The sound is produced when sand on the surface of a dune avalanches. Scientists have long believed the friction between grains creates the strange noise.

But Melany Hunt, a mechanical-engineering professor at the California Institute of Technology in Pasadena, thinks there is something else at play too.

For the past three years she has been taking her students out to the desert of eastern California and Nevada. By sliding down the dunes on their bottoms—literally doing science by the seat of the pants—Hunt and her researchers set the sand in motion to measure the sound waves it makes.

They have found that the sound continues even after the movement has stopped. Also, the sound that a sand dune makes in winter differs from the sound it makes in summer.

Hunt believes that when the sand on the surface is disturbed, the friction between sand grains creates a noise that reverberates back and forth between dry sand on the surface and wet sand below.

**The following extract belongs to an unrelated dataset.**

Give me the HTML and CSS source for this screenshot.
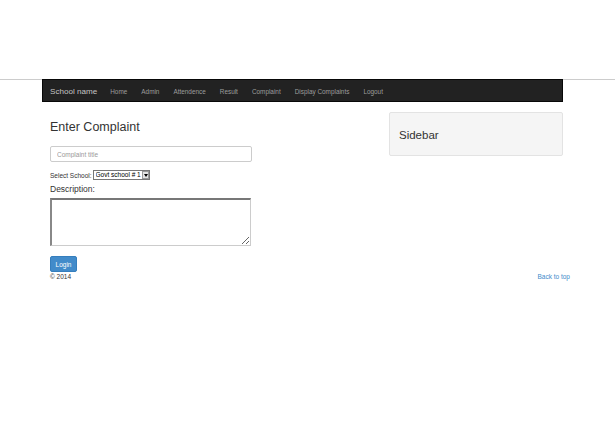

"That may be why smaller dunes don't make sound," Hunt explained. "They haven't been around long enough to form that hard layer of [wet] sand."

Age-Old Mystery

Records of the sound are centuries old. Hunt has a book, Tales of Travel, published in 1923, which mentions that explorer Marco Polo knew about it. The tribes of the Sahara in Africa are said to have thought God was speaking to them through the sand.

Hunt became interested in the phenomenon when a colleague played her recordings of the sound he had made 25 years ago.

Then a group of students went out to the Kelso Dunes near California's Mojave Desert. They brought back a jar of the booming sand. Shaking the jar, they found, produced a burping sound. This did not happen with sand taken from the beach, for example.